JT: The irony was that [as a kid] I was not a big reader at all. There were a million things I’d rather do than read a book. I still love being read to, but it wasn’t until I was 30 or 31 that I started to enjoy reading. [He’s 36 now.]

Now I read a lot of YA, I’m about to start the “Gregor the Overlander” series by Suzanne Collins, and I’ve been reading “The Lord of Rings” for a long time.


SB: What do you read with your daughter?

JT: I’m currently reading “Julia Gillian” [by Alison McGhee] with Hermione, and I’m looking forward with Theo to reading picture books again. My favorite illustrators: Chris Raschka, William Bee -- his book, “And the Train Goes,” is really weird; he’s got a very British sense of humor. Hermione is a big fan of “Sardine in Outer Space,” this French comic book by Emmanuel Guibert and Joann Sfar. I don’t get all the stories, but Hermione loves them. She laughs aloud at stuff I shake my head at.

SB: Was your daughter named for Hermione in the “Harry Potter” series?

JT: Hermione was named only partly for “Harry Potter.” I had never heard the name before “Harry Potter.” Of course, Hermione Granger is a fantastic role model for any little girl: She’s brave, smart, stubborn, headstrong.

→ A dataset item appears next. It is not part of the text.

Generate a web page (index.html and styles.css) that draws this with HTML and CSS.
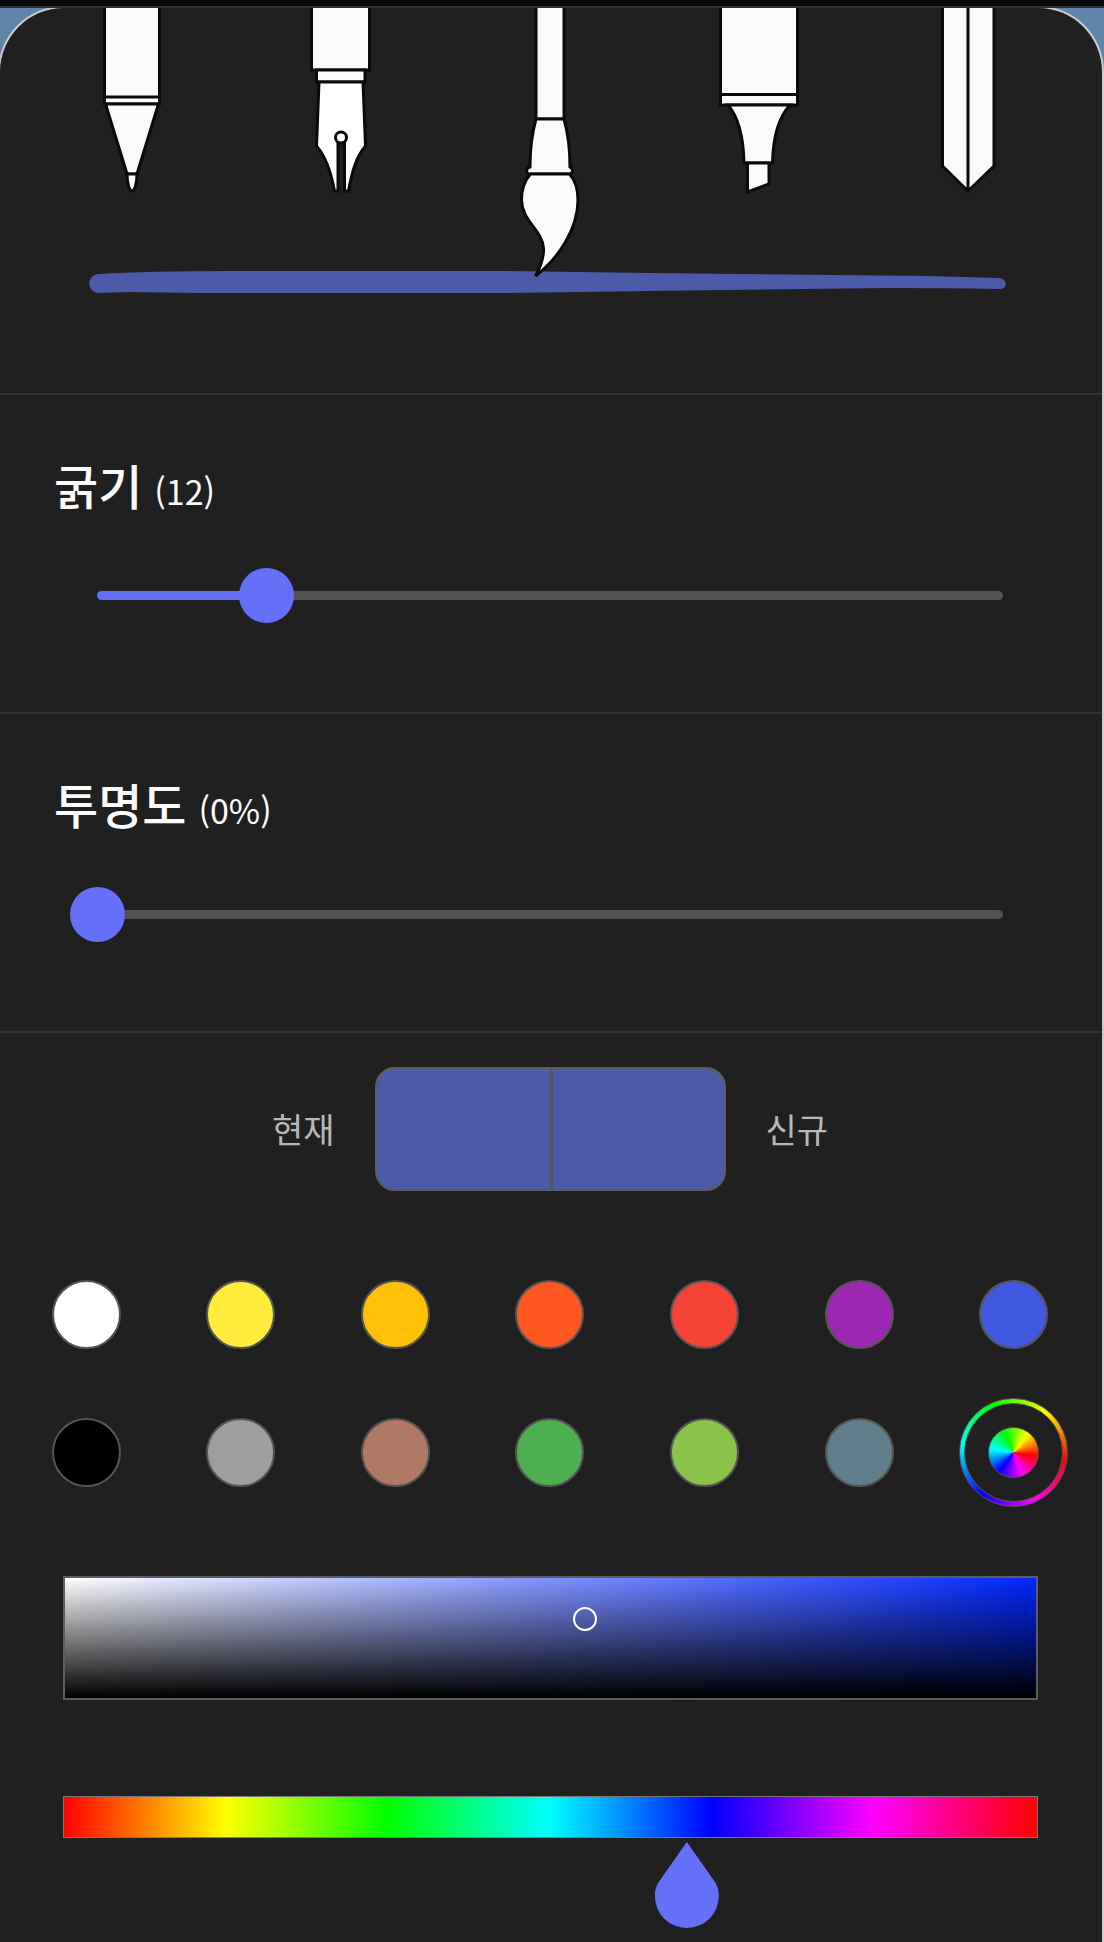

My wife is in English lit; there’s a Hermione in Shakespeare [“The Winter’s Tale”], and Hermione is the daughter of Helen of Troy.

SB: What are you working on now?

JT: Possibly an illustrated novel, maybe a chapter book taking advantage of my love of comic books. My editor at Scholastic did “The Invention of Hugo Cabret” with Brian Selznick, so she’s open to doing something unusual. I’ve got a story mostly written.

The great thing is that what I thought would be a hobby to supplement my work turns out to be a viable career.